MOUNT VERNON — Water and wastewater issues were on the agenda for Thursday morning’s meetings of the Knox County Board of Commissioners. Knox County Water and Wastewater Superintendent Ron Simpson met the officials first to discuss a number of projects before Danville farmer Mike Lemmons joined them to discuss the potential impact of wastewater lines in Millwood on his property.
Simpson said that he had encountered some public confusion regarding the water and wastewater tapping and impact fees for a potential housing development just off Barry Road near Apple Valley, long known as The Reserves. The developers requested exemption from the fees. Simpson said that some people had gotten the impression that the fees were $8,000 per house. The quoted fees were, in fact, only $8,000 per building in situations where two condominiums were to be located in one building. Fees would thus be roughly $4,000 per family unit, the same rate that is charged for any house built in the county.
“Does anyone think they could dig a well and install a leach bed for $4,000?” Commissioner Allen Stockberger asked. He said that for the purposes of discussion he would put forth the idea of a single master meter being placed leading into the development, thus avoiding separate taps and leaving the monitoring, tapping, billing and fair distribution of water up to the housing development’s association.
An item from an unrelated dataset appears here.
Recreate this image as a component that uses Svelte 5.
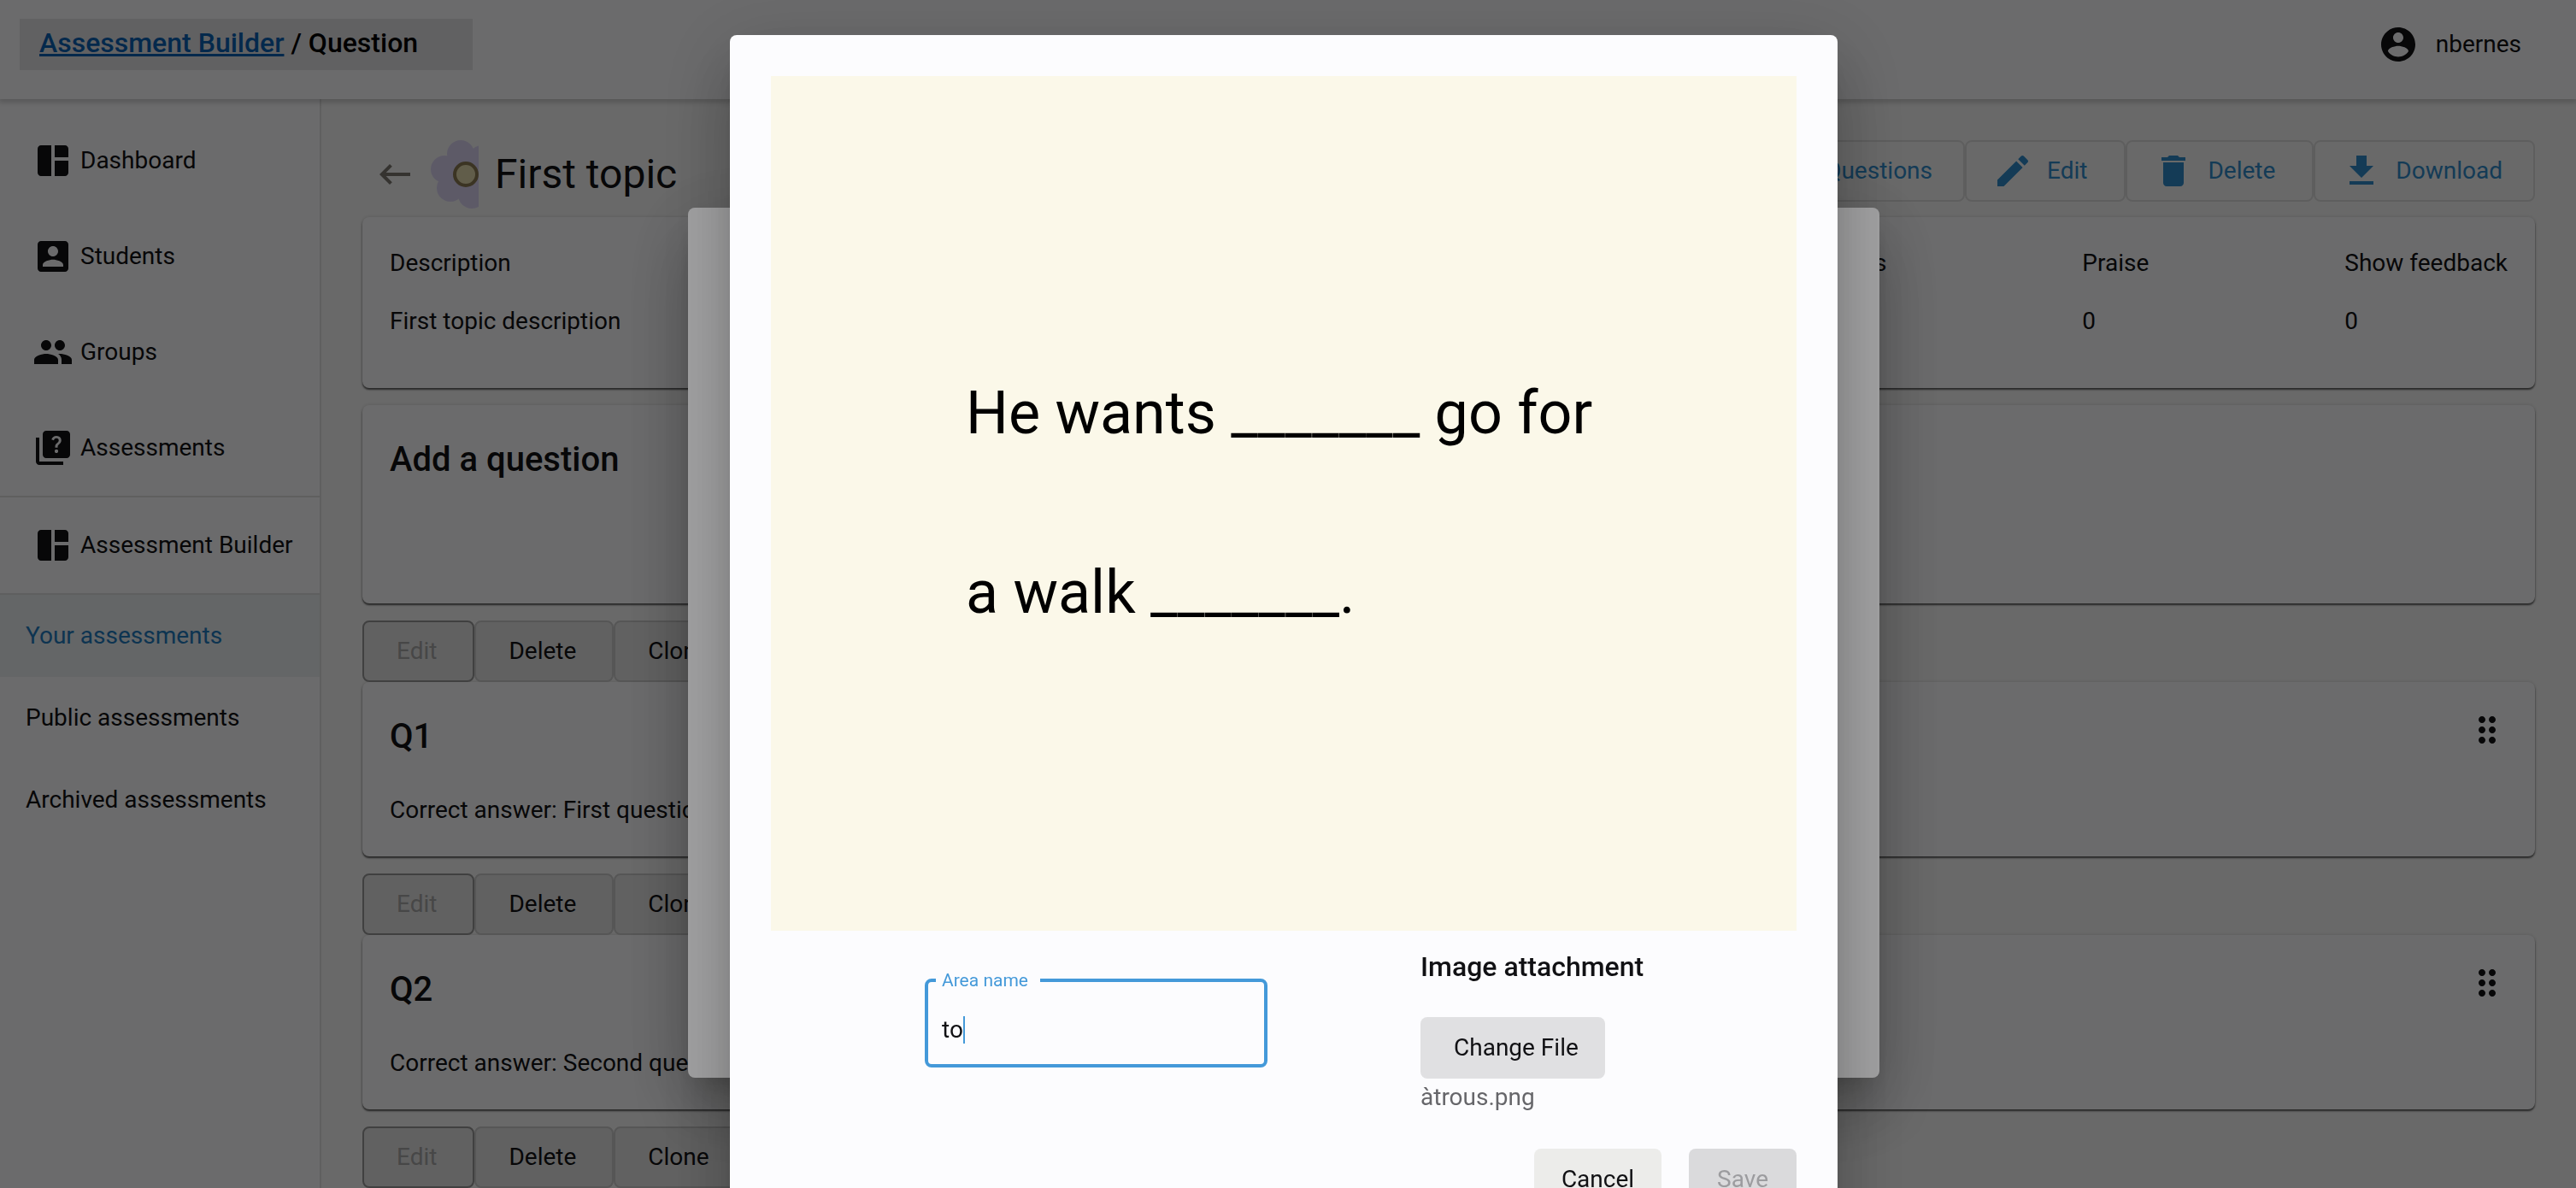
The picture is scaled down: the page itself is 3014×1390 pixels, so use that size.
<script>
  const paths = {
    dashboard: 'M5 21h6V3H5c-1.100 0-2 .9-2 2v14c0 1.100.9 2 2 2zm8 0h6c1.100 0 2-.9 2-2v-7h-8v9zm8-11V5c0-1.100-.9-2-2-2h-6v7h8z',
    students: 'M3 5v14c0 1.100.89 2 2 2h14c1.100 0 2-.9 2-2V5c0-1.100-.9-2-2-2H5c-1.110 0-2 .9-2 2zm12 4c0 1.660-1.340 3-3 3s-3-1.340-3-3 1.340-3 3-3 3 1.340 3 3zm-9 8c0-2 4-3.100 6-3.100s6 1.100 6 3.100v1H6v-1z',
    groups: 'M16 11c1.660 0 2.990-1.340 2.990-3S17.660 5 16 5s-3 1.340-3 3 1.340 3 3 3zm-8 0c1.660 0 2.990-1.340 2.990-3S9.660 5 8 5 5 6.340 5 8s1.340 3 3 3zm0 2c-2.330 0-7 1.170-7 3.500V19h14v-2.500C15 14.170 10.330 13 8 13zm8 0c-.29 0-.62.02-.97.05 1.160.84 1.970 1.970 1.970 3.450V19h6v-2.500c0-2.330-4.670-3.500-7-3.500z',
    quiz: 'M4 6H2v14c0 1.100.9 2 2 2h14v-2H4V6zm16-4H8c-1.100 0-2 .9-2 2v12c0 1.100.9 2 2 2h12c1.100 0 2-.9 2-2V4c0-1.100-.9-2-2-2zm-5.990 13c-.59 0-1.050-.47-1.050-1.050 0-.59.47-1.040 1.050-1.040.59 0 1.040.45 1.040 1.040-.01.58-.45 1.050-1.040 1.050zm2.500-6.170c-.63.93-1.230 1.210-1.560 1.810-.13.24-.18.4-.18 1.180h-1.520c0-.41-.06-1.080.26-1.650.41-.73 1.180-1.160 1.630-1.800.48-.68.21-1.940-1.140-1.940-.88 0-1.320.67-1.500 1.230l-1.370-.57C11.510 5.960 12.520 5 13.990 5c1.230 0 2.080.56 2.510 1.260.37.6.58 1.730.01 2.570z',
    account: 'M12 2C6.480 2 2 6.480 2 12s4.480 10 10 10 10-4.480 10-10S17.520 2 12 2zm0 3c1.660 0 3 1.340 3 3s-1.340 3-3 3-3-1.340-3-3 1.340-3 3-3zm0 14.200c-2.500 0-4.710-1.280-6-3.220.03-1.990 4-3.080 6-3.080 1.990 0 5.970 1.090 6 3.080-1.290 1.940-3.500 3.220-6 3.220z',
    back: 'M21 11H6.830l3.580-3.590L9 6l-6 6 6 6 1.410-1.410L6.830 13H21z',
    add: 'M19 13h-6v6h-2v-6H5v-2h6V5h2v6h6z',
    edit: 'M3 17.250V21h3.750L17.810 9.940l-3.750-3.750L3 17.250zM20.710 7.040c.39-.39.39-1.020 0-1.410l-2.340-2.340c-.39-.39-1.020-.39-1.410 0l-1.830 1.830 3.750 3.750 1.830-1.830z',
    trash: 'M6 19c0 1.100.9 2 2 2h8c1.100 0 2-.9 2-2V7H6v12zM19 4h-3.500l-1-1h-5l-1 1H5v2h14V4z',
    download: 'M19 9h-4V3H9v6H5l7 7 7-7zM5 18v2h14v-2H5z',
    drag: 'M11 18c0 1.100-.9 2-2 2s-2-.9-2-2 .9-2 2-2 2 .9 2 2zm-2-8c-1.100 0-2 .9-2 2s.9 2 2 2 2-.9 2-2-.9-2-2-2zm0-6c-1.100 0-2 .9-2 2s.9 2 2 2 2-.9 2-2-.9-2-2-2zm6 4c1.100 0 2-.9 2-2s-.9-2-2-2-2 .9-2 2 .9 2 2 2zm0 2c-1.100 0-2 .9-2 2s.9 2 2 2 2-.9 2-2-.9-2-2-2zm0 6c-1.100 0-2 .9-2 2s.9 2 2 2 2-.9 2-2-.9-2-2-2z'
  };
  const nav = [
    ['dashboard', 'Dashboard'],
    ['students', 'Students'],
    ['groups', 'Groups'],
    ['quiz', 'Assessments']
  ];
  const actions = [
    ['add', 'Questions', ''],
    ['edit', 'Edit', 'wide'],
    ['trash', 'Delete', 'wide'],
    ['download', 'Download', '']
  ];
  const questions = [
    ['Q1', 'Correct answer: First question'],
    ['Q2', 'Correct answer: Second question']
  ];
  let areaName = $state('to');
</script>

{#snippet icon(name)}
  <svg class="icon" viewBox="0 0 24 24" aria-hidden="true"><path d={paths[name]} /></svg>
{/snippet}

{#snippet tools()}
  <div class="tools">
    <button class="tool" disabled>Edit</button>
    <button class="tool">Delete</button>
    <button class="tool">Clone</button>
  </div>
{/snippet}

<div class="app">
  <header class="topbar">
    <div class="crumbs"><a href="#builder">Assessment Builder</a> / Question</div>
    <div class="user">{@render icon('account')}<span>nbernes</span></div>
  </header>
  <div class="body">
    <nav class="side">
      <div class="group first">
        {#each nav as [glyph, label]}
          <a class="item" href="#{glyph}">{@render icon(glyph)}{label}</a>
        {/each}
      </div>
      <div class="group">
        <a class="item" href="#builder">{@render icon('dashboard')}Assessment Builder</a>
      </div>
      <a class="sub active" href="#your">Your assessments</a>
      <a class="sub" href="#public">Public assessments</a>
      <a class="sub" href="#archived">Archived assessments</a>
    </nav>
    <main>
      <div class="heading">
        <button class="back" aria-label="Back">{@render icon('back')}</button>
        <svg class="flower" viewBox="0 0 56 80" aria-hidden="true">
          <g class="petals">
            <circle cx="35" cy="16" r="16" />
            <circle cx="16" cy="34" r="16" />
            <circle cx="23" cy="56" r="16" />
            <circle cx="48" cy="64" r="16" />
            <circle cx="60" cy="22" r="16" />
            <circle cx="40" cy="40" r="22" />
          </g>
          <circle class="heart" cx="41" cy="40" r="13" />
        </svg>
        <h1>First topic</h1>
        <div class="actions">
          {#each actions as [glyph, label, size]}
            <button class="action {size}">{@render icon(glyph)}{label}</button>
          {/each}
        </div>
      </div>
      <section class="card info">
        <dl class="lead"><dt>Description</dt><dd>First topic description</dd></dl>
        <dl><dt>Attempts</dt><dd>0</dd></dl>
        <dl><dt>Praise</dt><dd>0</dd></dl>
        <dl><dt>Show feedback</dt><dd>0</dd></dl>
      </section>
      <section class="card adder"><h2>Add a question</h2></section>
      {#each questions as [title, answer]}
        {@render tools()}
        <section class="card question">
          <div>
            <h2>{title}</h2>
            <p>{answer}</p>
          </div>
          {@render icon('drag')}
        </section>
      {/each}
      {@render tools()}
    </main>
  </div>
</div>

<div class="scrim"><div class="sheet"></div></div>
<div class="scrim">
  <div class="modal" role="dialog" aria-label="Edit area">
    <div class="picture">
      <p>He wants _______ go for<br />a walk _______.</p>
    </div>
    <div class="fields">
      <fieldset class="field">
        <legend><label for="area">Area name</label></legend>
        <div class="entry">
          <input id="area" type="text" bind:value={areaName} />
          <span class="caret"></span>
        </div>
      </fieldset>
      <div class="attach">
        <h3>Image attachment</h3>
        <button class="file">Change File</button>
        <p>àtrous.png</p>
      </div>
    </div>
    <div class="foot">
      <button class="cancel">Cancel</button>
      <button class="save" disabled>Save</button>
    </div>
  </div>
</div>

<style>
  :global(body) {
    margin: 0;
    overflow: hidden;
    background: #f8f8f8;
  }
  :global(#app) {
    font: 28px/40px Roboto, sans-serif;
    color: #111114;
  }
  h1, h2, h3, p, dl, dd {
    margin: 0;
  }
  a {
    color: inherit;
    text-decoration: none;
  }
  button {
    font: inherit;
    color: inherit;
    box-sizing: border-box;
    height: 72px;
    border: 0;
    border-radius: 8px;
  }
  .icon {
    width: 48px;
    height: 48px;
    flex: none;
    fill: currentColor;
  }
  .app {
    height: 100vh;
    display: flex;
    flex-direction: column;
    overflow: hidden;
  }
  .topbar {
    flex: none;
    height: 116px;
    box-sizing: border-box;
    padding: 22px 64px 34px 23px;
    display: flex;
    justify-content: space-between;
    background: #fdfdff;
    box-shadow: 0 2px 6px 2px rgba(0, 0, 0, 0.18);
    z-index: 1;
  }
  .crumbs {
    width: 530px;
    height: 60px;
    box-sizing: border-box;
    padding: 8px 23px;
    background: #e6e6e8;
    font-size: 32px;
    font-weight: 500;
    color: #000;
  }
  .crumbs a {
    color: #0b62b4;
    text-decoration: underline;
  }
  .user {
    display: flex;
    align-items: center;
    gap: 20px;
  }
  .body {
    flex: 1;
    min-height: 0;
    display: flex;
  }
  .side {
    flex: none;
    width: 374px;
    background: #fdfdff;
    border-right: 2px solid #e0e0e0;
  }
  .group {
    border-bottom: 2px solid #e0e0e0;
  }
  .first {
    padding-top: 16px;
  }
  .item {
    display: flex;
    align-items: center;
    gap: 8px;
    height: 112px;
    padding-left: 38px;
  }
  .sub {
    display: flex;
    align-items: center;
    height: 96px;
    padding-left: 30px;
  }
  .active {
    background: #ecf0f3;
    color: #1f7cc0;
  }
  main {
    flex: 1;
    min-width: 0;
    padding: 48px 48px 0;
  }
  .heading {
    display: flex;
    height: 90px;
  }
  .back {
    width: 80px;
    padding: 16px 0 0 14px;
    background: none;
    color: #7d7a72;
    text-align: left;
  }
  .flower {
    width: 56px;
    height: 80px;
    flex: none;
  }
  .petals {
    fill: #dcd5f4;
  }
  .heart {
    fill: #e6dcb0;
    stroke: #8c7b54;
    stroke-width: 4px;
  }
  h1 {
    margin-left: 19px;
    font-size: 48px;
    line-height: 80px;
    font-weight: 400;
  }
  .actions {
    margin-left: auto;
    display: flex;
  }
  .action {
    display: flex;
    align-items: center;
    gap: 16px;
    padding: 0 36px 0 30px;
    border: 2px solid #dedede;
    background: none;
    color: #2f8ccc;
  }
  .wide {
    padding-right: 43px;
  }
  .card {
    box-sizing: border-box;
    padding: 32px;
    background: #fdfdff;
    border-radius: 8px;
    box-shadow: 0 2px 2px rgba(0, 0, 0, 0.6), 0 0 4px rgba(0, 0, 0, 0.14);
    margin-bottom: 20px;
  }
  .info {
    display: flex;
    gap: 229px;
    height: 200px;
    padding-top: 34px;
  }
  .lead {
    margin-right: auto;
  }
  dd {
    margin-top: 28px;
  }
  .adder {
    height: 232px;
  }
  .tools {
    display: flex;
  }
  .tool {
    padding: 0 42px 0 38px;
    border: 2px solid #cacaca;
    background: #e6e6e6;
  }
  .tool:disabled {
    border-color: #989898;
    color: #a8a8a8;
  }
  h2 {
    font-size: 40px;
    line-height: 64px;
    font-weight: 500;
  }
  .question {
    display: flex;
    justify-content: space-between;
    height: 204px;
  }
  .question p {
    margin-top: 34px;
  }
  .scrim {
    position: fixed;
    inset: 0;
    box-sizing: border-box;
    padding-right: 10px;
    display: flex;
    justify-content: center;
    align-items: flex-start;
    background: rgba(0, 0, 0, 0.35);
    z-index: 2;
  }
  .sheet {
    width: 1394px;
    height: 1018px;
    margin-top: 243px;
    border-radius: 8px;
    background: #fdfdff;
    box-shadow: 0 22px 30px -14px rgba(0, 0, 0, 0.2), 0 48px 76px 6px rgba(0, 0, 0, 0.14), 0 18px 92px 16px rgba(0, 0, 0, 0.12);
  }
  .modal {
    box-sizing: border-box;
    width: 1296px;
    margin-top: 41px;
    padding: 48px;
    border-radius: 8px;
    background: #fcfcfe;
    box-shadow: 0 22px 30px -14px rgba(0, 0, 0, 0.2), 0 48px 76px 6px rgba(0, 0, 0, 0.14), 0 18px 92px 16px rgba(0, 0, 0, 0.12);
  }
  .picture {
    height: 1000px;
    box-sizing: border-box;
    padding: 289px 228px;
    background: #fbf8e9;
    font-size: 70px;
    line-height: 210px;
    color: #000;
    white-space: nowrap;
  }
  .fields {
    display: flex;
    justify-content: space-between;
    padding: 20px 160px 0 180px;
  }
  .field {
    box-sizing: border-box;
    width: 401px;
    height: 114px;
    margin: 26px 0 0;
    padding: 0 16px;
    border: 4px solid #4499d9;
    border-radius: 8px;
  }
  legend {
    margin-left: -7px;
    padding: 0 14px 0 7px;
    font-size: 21px;
    line-height: 24px;
    color: #4499d9;
  }
  .entry {
    display: flex;
    align-items: center;
    height: 92px;
  }
  input {
    field-sizing: content;
    padding: 0;
    border: 0;
    outline: 0;
    background: none;
    font: inherit;
    color: inherit;
  }
  .caret {
    width: 2px;
    height: 32px;
    background: #4499d9;
  }
  .attach {
    width: 280px;
  }
  h3 {
    font-size: 32px;
    line-height: 44px;
    font-weight: 500;
  }
  .file {
    margin-top: 37px;
    padding: 0 31px 0 39px;
    background: #e0e0e2;
  }
  .attach p {
    margin-top: 2px;
    color: #66666a;
  }
  .foot {
    display: flex;
    justify-content: flex-end;
    gap: 32px;
    margin-top: 40px;
  }
  .cancel {
    padding: 0 32px;
    background: #ececea;
  }
  .save {
    padding: 0 33px;
    background: #dadadc;
    color: #9c9c9f;
  }
</style>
“From the county’s perspective, our liability would end at the master meter and its attached backflow prevention equipment,” Stockberger said.
Simpson’s concerns were that water rationing issues were likely to arise in an association-controlled scenario. He was also concerned that having a lack of control over the project would lead to massive maintenance compatibility problems if the association ever dissolves, forcing the county to come in and take over the wastewater system, as has occurred in other situations, such as the Countryside Manor development in Centerburg. He was also concerned that his department would lose revenue.
A further meeting with the developers will be held Monday.
Mike Lemmons then arrived to talk about the sewer system the commissioners want to place running across Lemmons’ grain mill property in Millwood to reach the railroad bed right-of-way. Lemmons was concerned about the possible future use of the right-of-way.
“Is there going to be a bike path through there?” Lemmons said.
“This board has no intention of putting a bike path there,” Stockberger replied.
“The board members can change in the future,” Lemmons said.
“I’m not sure there’s anything we can do about that,” Stockberger said. Lemmons cited problems he had a few years ago with children walking on the railroad bed from Camp Millwood and throwing rocks at his bins and buildings. He wasn’t eager to see a situation that would put lots of people adjacent to his properties.
Commissioner Robert Wise attempted to assure him, explaining that the majority of constituents he has talked with think the county has enough trails at this time.
“I don’t believe there will be a trail there in our lifetimes,” Wise said. Stockberger said that the county has no money whatsoever slated for bike trails in 2010.
Lemmons asked if fellow impacted landowner Carolin Hahnemann was fighting the plan. Stockberger said that it was his understanding that Hahnemann had retained a surveyor to examine the parcels of property defined as having been the railroad’s.
“If a bike path went through there, would it be fenced?” Lemmons asked. Wise said that if any such plan came to pass, that Lemmons could request fencing to protect his property as part of his negotiations with the county.
Lemmons and the commissioners then went into executive sessions to discuss the county possibly leasing a small piece of land from Lemmons for a pump transfer station for the Millwood wastewater system.